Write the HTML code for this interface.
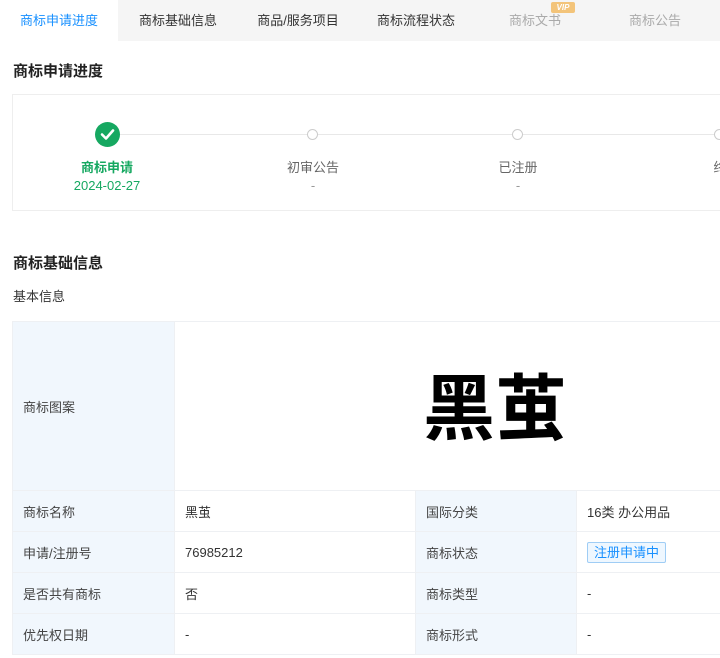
<!DOCTYPE html>
<html><head><meta charset="utf-8"><style>
*{margin:0;padding:0;box-sizing:border-box}
body{width:720px;height:658px;overflow:hidden;background:#fff;font-family:"Liberation Sans","Noto Sans CJK SC",sans-serif;color:#333;position:relative;font-size:13px}
.tabs{position:absolute;left:0;top:0;width:720px;height:41px;background:#f5f5f5}
.tab{position:absolute;top:0;height:41px;line-height:41px;width:120px;text-align:center;font-size:13px;color:#333}
.tab.act{background:#fff;color:#1890ff;left:0;width:118px}
.tab.dis{color:#aaa}
.vip{position:absolute;left:551px;top:2px;width:24px;height:11px;background:#f3c47a;color:#fff;font-size:8px;font-weight:bold;font-style:italic;line-height:11px;text-align:center;border-radius:2px}
.h{position:absolute;left:13px;font-size:15px;font-weight:bold;color:#222}
.box{position:absolute;left:12px;top:94px;width:720px;height:117px;border:1px solid #eee}
.line{position:absolute;left:107px;top:134px;width:620px;height:1px;background:#e8e8e8}
.dot{position:absolute;top:129px;width:11px;height:11px;border:1.5px solid #ccc;border-radius:50%;background:#fff}
.lab{position:absolute;top:157px;width:120px;text-align:center;font-size:13px;color:#666}
.sub{position:absolute;top:178px;width:120px;text-align:center;font-size:13px;color:#999}
table{position:absolute;left:12px;top:321px;border-collapse:collapse;width:720px}
td{border:1px solid #eef0f3;font-size:13px;color:#333;padding-left:10px;height:41px}
td.k{background:#f1f7fd;color:#444}
.tag{display:inline-block;border:1px solid #9fcdf5;background:#eef7ff;color:#1890ff;padding:0 6px;height:21px;line-height:19px;font-size:13px;border-radius:2px}
</style></head><body>
<div class="tabs">
<div class="tab act">商标申请进度</div>
<div class="tab" style="left:118px">商标基础信息</div>
<div class="tab" style="left:238px">商品/服务项目</div>
<div class="tab" style="left:356px">商标流程状态</div>
<div class="tab dis" style="left:475px">商标文书</div>
<div class="tab dis" style="left:595px">商标公告</div>
<div class="vip">VIP</div>
</div>
<div class="h" style="top:60px">商标申请进度</div>
<div class="box"></div>
<div class="line"></div>
<div style="position:absolute;left:95px;top:122px;width:25px;height:25px;border-radius:50%;background:#16a861"><svg width="25" height="25"><path d="M7 12.5l4 4 7-8" stroke="#fff" stroke-width="2.6" fill="none" stroke-linecap="round" stroke-linejoin="round"/></svg></div>
<div class="dot" style="left:307px"></div>
<div class="dot" style="left:512px"></div>
<div class="dot" style="left:714px"></div>
<div class="lab" style="left:47px;color:#16a861;font-weight:bold">商标申请</div>
<div class="sub" style="left:47px;color:#16a861">2024-02-27</div>
<div class="lab" style="left:253px">初审公告</div>
<div class="sub" style="left:253px">-</div>
<div class="lab" style="left:458px">已注册</div>
<div class="sub" style="left:458px">-</div>
<div class="lab" style="left:660px">终</div>
<div class="h" style="top:252px">商标基础信息</div>
<div style="position:absolute;left:13px;top:286px;font-size:13px;color:#333">基本信息</div>
<table>
<tr><td class="k" style="width:162px;height:169px">商标图案</td><td colspan="3" style="text-align:center;padding-left:0"><span style="font-size:72px;color:#000;font-weight:bold;font-family:'Noto Sans CJK SC',sans-serif;position:relative;left:42px;top:-4px">黑茧</span></td></tr>
<tr><td class="k">商标名称</td><td style="width:241px">黑茧</td><td class="k" style="width:161px">国际分类</td><td>16类 办公用品</td></tr>
<tr><td class="k">申请/注册号</td><td>76985212</td><td class="k">商标状态</td><td><span class="tag">注册申请中</span></td></tr>
<tr><td class="k">是否共有商标</td><td>否</td><td class="k">商标类型</td><td>-</td></tr>
<tr><td class="k">优先权日期</td><td>-</td><td class="k">商标形式</td><td>-</td></tr>
</table>
</body></html>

=-=-=

Using the material above, set down every line exactly, but skip the pictures.

Write the HTML code for this interface.
<!DOCTYPE html>
<html><head><meta charset="utf-8"><style>
*{margin:0;padding:0;box-sizing:border-box}
body{width:720px;height:658px;overflow:hidden;background:#fff;font-family:"Liberation Sans","Noto Sans CJK SC",sans-serif;color:#333;position:relative;font-size:13px}
.tabs{position:absolute;left:0;top:0;width:720px;height:41px;background:#f5f5f5}
.tab{position:absolute;top:0;height:41px;line-height:41px;width:120px;text-align:center;font-size:13px;color:#333}
.tab.act{background:#fff;color:#1890ff;left:0;width:118px}
.tab.dis{color:#aaa}
.vip{position:absolute;left:551px;top:2px;width:24px;height:11px;background:#f3c47a;color:#fff;font-size:8px;font-weight:bold;font-style:italic;line-height:11px;text-align:center;border-radius:2px}
.h{position:absolute;left:13px;font-size:15px;font-weight:bold;color:#222}
.box{position:absolute;left:12px;top:94px;width:720px;height:117px;border:1px solid #eee}
.line{position:absolute;left:107px;top:134px;width:620px;height:1px;background:#e8e8e8}
.dot{position:absolute;top:129px;width:11px;height:11px;border:1.5px solid #ccc;border-radius:50%;background:#fff}
.lab{position:absolute;top:157px;width:120px;text-align:center;font-size:13px;color:#666}
.sub{position:absolute;top:178px;width:120px;text-align:center;font-size:13px;color:#999}
table{position:absolute;left:12px;top:321px;border-collapse:collapse;width:720px}
td{border:1px solid #eef0f3;font-size:13px;color:#333;padding-left:10px;height:41px}
td.k{background:#f1f7fd;color:#444}
.tag{display:inline-block;border:1px solid #9fcdf5;background:#eef7ff;color:#1890ff;padding:0 6px;height:21px;line-height:19px;font-size:13px;border-radius:2px}
</style></head><body>
<div class="tabs">
<div class="tab act">商标申请进度</div>
<div class="tab" style="left:118px">商标基础信息</div>
<div class="tab" style="left:238px">商品/服务项目</div>
<div class="tab" style="left:356px">商标流程状态</div>
<div class="tab dis" style="left:475px">商标文书</div>
<div class="tab dis" style="left:595px">商标公告</div>
<div class="vip">VIP</div>
</div>
<div class="h" style="top:60px">商标申请进度</div>
<div class="box"></div>
<div class="line"></div>
<div style="position:absolute;left:95px;top:122px;width:25px;height:25px;border-radius:50%;background:#16a861"><svg width="25" height="25"><path d="M7 12.5l4 4 7-8" stroke="#fff" stroke-width="2.6" fill="none" stroke-linecap="round" stroke-linejoin="round"/></svg></div>
<div class="dot" style="left:307px"></div>
<div class="dot" style="left:512px"></div>
<div class="dot" style="left:714px"></div>
<div class="lab" style="left:47px;color:#16a861;font-weight:bold">商标申请</div>
<div class="sub" style="left:47px;color:#16a861">2024-02-27</div>
<div class="lab" style="left:253px">初审公告</div>
<div class="sub" style="left:253px">-</div>
<div class="lab" style="left:458px">已注册</div>
<div class="sub" style="left:458px">-</div>
<div class="lab" style="left:660px">终</div>
<div class="h" style="top:252px">商标基础信息</div>
<div style="position:absolute;left:13px;top:286px;font-size:13px;color:#333">基本信息</div>
<table>
<tr><td class="k" style="width:162px;height:169px">商标图案</td><td colspan="3" style="text-align:center;padding-left:0"><span style="font-size:72px;color:#000;font-weight:bold;font-family:'Noto Sans CJK SC',sans-serif;position:relative;left:42px;top:-4px">黑茧</span></td></tr>
<tr><td class="k">商标名称</td><td style="width:241px">黑茧</td><td class="k" style="width:161px">国际分类</td><td>16类 办公用品</td></tr>
<tr><td class="k">申请/注册号</td><td>76985212</td><td class="k">商标状态</td><td><span class="tag">注册申请中</span></td></tr>
<tr><td class="k">是否共有商标</td><td>否</td><td class="k">商标类型</td><td>-</td></tr>
<tr><td class="k">优先权日期</td><td>-</td><td class="k">商标形式</td><td>-</td></tr>
</table>
</body></html>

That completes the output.